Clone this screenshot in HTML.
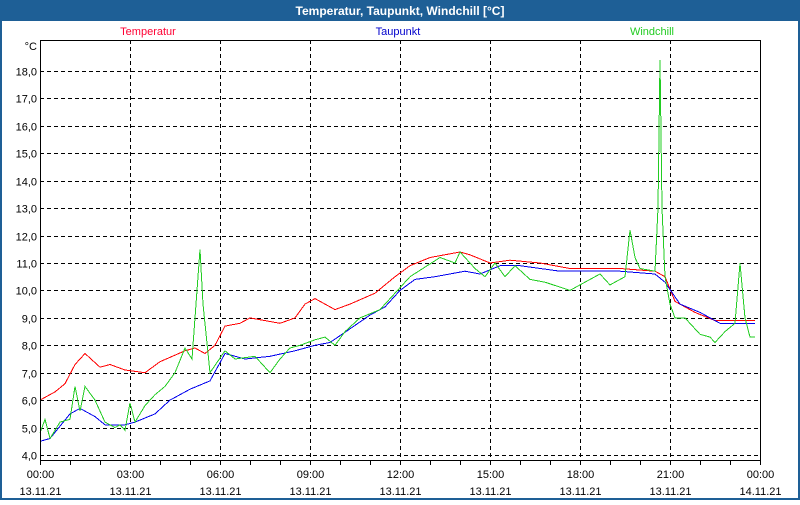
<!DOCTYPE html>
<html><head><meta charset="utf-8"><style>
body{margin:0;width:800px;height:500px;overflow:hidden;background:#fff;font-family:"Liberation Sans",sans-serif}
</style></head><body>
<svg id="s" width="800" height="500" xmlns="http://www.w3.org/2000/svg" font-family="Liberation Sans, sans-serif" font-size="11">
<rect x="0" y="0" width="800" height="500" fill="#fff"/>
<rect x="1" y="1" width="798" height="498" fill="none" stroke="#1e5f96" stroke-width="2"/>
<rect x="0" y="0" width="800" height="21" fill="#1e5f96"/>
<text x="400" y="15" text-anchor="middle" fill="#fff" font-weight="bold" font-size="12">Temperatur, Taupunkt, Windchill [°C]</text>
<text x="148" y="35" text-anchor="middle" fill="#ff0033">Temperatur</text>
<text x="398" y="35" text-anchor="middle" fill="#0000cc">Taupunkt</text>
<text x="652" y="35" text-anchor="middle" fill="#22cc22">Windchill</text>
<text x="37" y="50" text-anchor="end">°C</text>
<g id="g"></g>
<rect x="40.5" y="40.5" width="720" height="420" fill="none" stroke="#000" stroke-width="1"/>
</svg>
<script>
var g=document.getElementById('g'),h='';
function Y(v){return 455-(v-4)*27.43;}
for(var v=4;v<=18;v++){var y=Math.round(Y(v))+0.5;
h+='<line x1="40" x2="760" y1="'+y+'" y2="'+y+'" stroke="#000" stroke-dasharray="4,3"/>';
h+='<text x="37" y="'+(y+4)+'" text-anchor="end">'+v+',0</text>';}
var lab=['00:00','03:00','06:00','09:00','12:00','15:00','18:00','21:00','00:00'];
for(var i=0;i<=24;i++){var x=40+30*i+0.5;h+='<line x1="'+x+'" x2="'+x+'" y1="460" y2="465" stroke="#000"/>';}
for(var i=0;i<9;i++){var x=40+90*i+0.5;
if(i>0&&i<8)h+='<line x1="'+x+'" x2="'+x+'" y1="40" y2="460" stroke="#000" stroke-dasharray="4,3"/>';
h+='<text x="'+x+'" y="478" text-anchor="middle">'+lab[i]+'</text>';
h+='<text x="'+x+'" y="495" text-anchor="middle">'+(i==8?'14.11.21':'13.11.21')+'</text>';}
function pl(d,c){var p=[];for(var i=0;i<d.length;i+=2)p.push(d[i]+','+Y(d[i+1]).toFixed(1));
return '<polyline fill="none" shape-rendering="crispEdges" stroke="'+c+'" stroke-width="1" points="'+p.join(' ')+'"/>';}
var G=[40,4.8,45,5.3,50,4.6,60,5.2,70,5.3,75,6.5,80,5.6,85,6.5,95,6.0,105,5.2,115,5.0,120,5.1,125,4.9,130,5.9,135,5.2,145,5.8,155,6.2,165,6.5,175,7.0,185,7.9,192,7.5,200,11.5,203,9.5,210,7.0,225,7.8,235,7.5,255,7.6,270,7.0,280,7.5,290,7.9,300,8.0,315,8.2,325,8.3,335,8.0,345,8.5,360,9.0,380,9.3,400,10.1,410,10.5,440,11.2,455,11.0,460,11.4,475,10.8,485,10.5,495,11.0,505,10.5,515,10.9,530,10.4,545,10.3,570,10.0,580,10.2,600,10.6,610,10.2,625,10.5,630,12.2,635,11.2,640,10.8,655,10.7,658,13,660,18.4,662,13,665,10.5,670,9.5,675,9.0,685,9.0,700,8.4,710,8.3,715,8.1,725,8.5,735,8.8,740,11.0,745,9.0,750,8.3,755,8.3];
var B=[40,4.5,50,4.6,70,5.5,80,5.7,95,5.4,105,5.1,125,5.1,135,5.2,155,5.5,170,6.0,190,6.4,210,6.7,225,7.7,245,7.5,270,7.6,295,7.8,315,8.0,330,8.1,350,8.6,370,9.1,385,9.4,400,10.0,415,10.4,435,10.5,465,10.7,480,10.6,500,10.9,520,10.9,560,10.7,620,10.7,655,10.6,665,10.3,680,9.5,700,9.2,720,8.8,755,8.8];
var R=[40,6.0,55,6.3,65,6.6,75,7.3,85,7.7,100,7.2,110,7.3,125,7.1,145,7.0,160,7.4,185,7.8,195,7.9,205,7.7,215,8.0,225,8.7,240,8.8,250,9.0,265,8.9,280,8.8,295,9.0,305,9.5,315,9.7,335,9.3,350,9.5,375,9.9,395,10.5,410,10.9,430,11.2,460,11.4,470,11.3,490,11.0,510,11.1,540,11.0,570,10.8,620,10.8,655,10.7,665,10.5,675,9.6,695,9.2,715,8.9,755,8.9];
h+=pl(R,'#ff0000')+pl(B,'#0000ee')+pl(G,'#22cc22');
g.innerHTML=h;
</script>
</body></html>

— Aim —
Write the listing above out again exactly, dropping each image.

— Answer for the task —
Clone this screenshot in HTML.
<!DOCTYPE html>
<html><head><meta charset="utf-8"><style>
body{margin:0;width:800px;height:500px;overflow:hidden;background:#fff;font-family:"Liberation Sans",sans-serif}
</style></head><body>
<svg id="s" width="800" height="500" xmlns="http://www.w3.org/2000/svg" font-family="Liberation Sans, sans-serif" font-size="11">
<rect x="0" y="0" width="800" height="500" fill="#fff"/>
<rect x="1" y="1" width="798" height="498" fill="none" stroke="#1e5f96" stroke-width="2"/>
<rect x="0" y="0" width="800" height="21" fill="#1e5f96"/>
<text x="400" y="15" text-anchor="middle" fill="#fff" font-weight="bold" font-size="12">Temperatur, Taupunkt, Windchill [°C]</text>
<text x="148" y="35" text-anchor="middle" fill="#ff0033">Temperatur</text>
<text x="398" y="35" text-anchor="middle" fill="#0000cc">Taupunkt</text>
<text x="652" y="35" text-anchor="middle" fill="#22cc22">Windchill</text>
<text x="37" y="50" text-anchor="end">°C</text>
<g id="g"></g>
<rect x="40.5" y="40.5" width="720" height="420" fill="none" stroke="#000" stroke-width="1"/>
</svg>
<script>
var g=document.getElementById('g'),h='';
function Y(v){return 455-(v-4)*27.43;}
for(var v=4;v<=18;v++){var y=Math.round(Y(v))+0.5;
h+='<line x1="40" x2="760" y1="'+y+'" y2="'+y+'" stroke="#000" stroke-dasharray="4,3"/>';
h+='<text x="37" y="'+(y+4)+'" text-anchor="end">'+v+',0</text>';}
var lab=['00:00','03:00','06:00','09:00','12:00','15:00','18:00','21:00','00:00'];
for(var i=0;i<=24;i++){var x=40+30*i+0.5;h+='<line x1="'+x+'" x2="'+x+'" y1="460" y2="465" stroke="#000"/>';}
for(var i=0;i<9;i++){var x=40+90*i+0.5;
if(i>0&&i<8)h+='<line x1="'+x+'" x2="'+x+'" y1="40" y2="460" stroke="#000" stroke-dasharray="4,3"/>';
h+='<text x="'+x+'" y="478" text-anchor="middle">'+lab[i]+'</text>';
h+='<text x="'+x+'" y="495" text-anchor="middle">'+(i==8?'14.11.21':'13.11.21')+'</text>';}
function pl(d,c){var p=[];for(var i=0;i<d.length;i+=2)p.push(d[i]+','+Y(d[i+1]).toFixed(1));
return '<polyline fill="none" shape-rendering="crispEdges" stroke="'+c+'" stroke-width="1" points="'+p.join(' ')+'"/>';}
var G=[40,4.8,45,5.3,50,4.6,60,5.2,70,5.3,75,6.5,80,5.6,85,6.5,95,6.0,105,5.2,115,5.0,120,5.1,125,4.9,130,5.9,135,5.2,145,5.8,155,6.2,165,6.5,175,7.0,185,7.9,192,7.5,200,11.5,203,9.5,210,7.0,225,7.8,235,7.5,255,7.6,270,7.0,280,7.5,290,7.9,300,8.0,315,8.2,325,8.3,335,8.0,345,8.5,360,9.0,380,9.3,400,10.1,410,10.5,440,11.2,455,11.0,460,11.4,475,10.8,485,10.5,495,11.0,505,10.5,515,10.9,530,10.4,545,10.3,570,10.0,580,10.2,600,10.6,610,10.2,625,10.5,630,12.2,635,11.2,640,10.8,655,10.7,658,13,660,18.4,662,13,665,10.5,670,9.5,675,9.0,685,9.0,700,8.4,710,8.3,715,8.1,725,8.5,735,8.8,740,11.0,745,9.0,750,8.3,755,8.3];
var B=[40,4.5,50,4.6,70,5.5,80,5.7,95,5.4,105,5.1,125,5.1,135,5.2,155,5.5,170,6.0,190,6.4,210,6.7,225,7.7,245,7.5,270,7.6,295,7.8,315,8.0,330,8.1,350,8.6,370,9.1,385,9.4,400,10.0,415,10.4,435,10.5,465,10.7,480,10.6,500,10.9,520,10.9,560,10.7,620,10.7,655,10.6,665,10.3,680,9.5,700,9.2,720,8.8,755,8.8];
var R=[40,6.0,55,6.3,65,6.6,75,7.3,85,7.7,100,7.2,110,7.3,125,7.1,145,7.0,160,7.4,185,7.8,195,7.9,205,7.7,215,8.0,225,8.7,240,8.8,250,9.0,265,8.9,280,8.8,295,9.0,305,9.5,315,9.7,335,9.3,350,9.5,375,9.9,395,10.5,410,10.9,430,11.2,460,11.4,470,11.3,490,11.0,510,11.1,540,11.0,570,10.8,620,10.8,655,10.7,665,10.5,675,9.6,695,9.2,715,8.9,755,8.9];
h+=pl(R,'#ff0000')+pl(B,'#0000ee')+pl(G,'#22cc22');
g.innerHTML=h;
</script>
</body></html>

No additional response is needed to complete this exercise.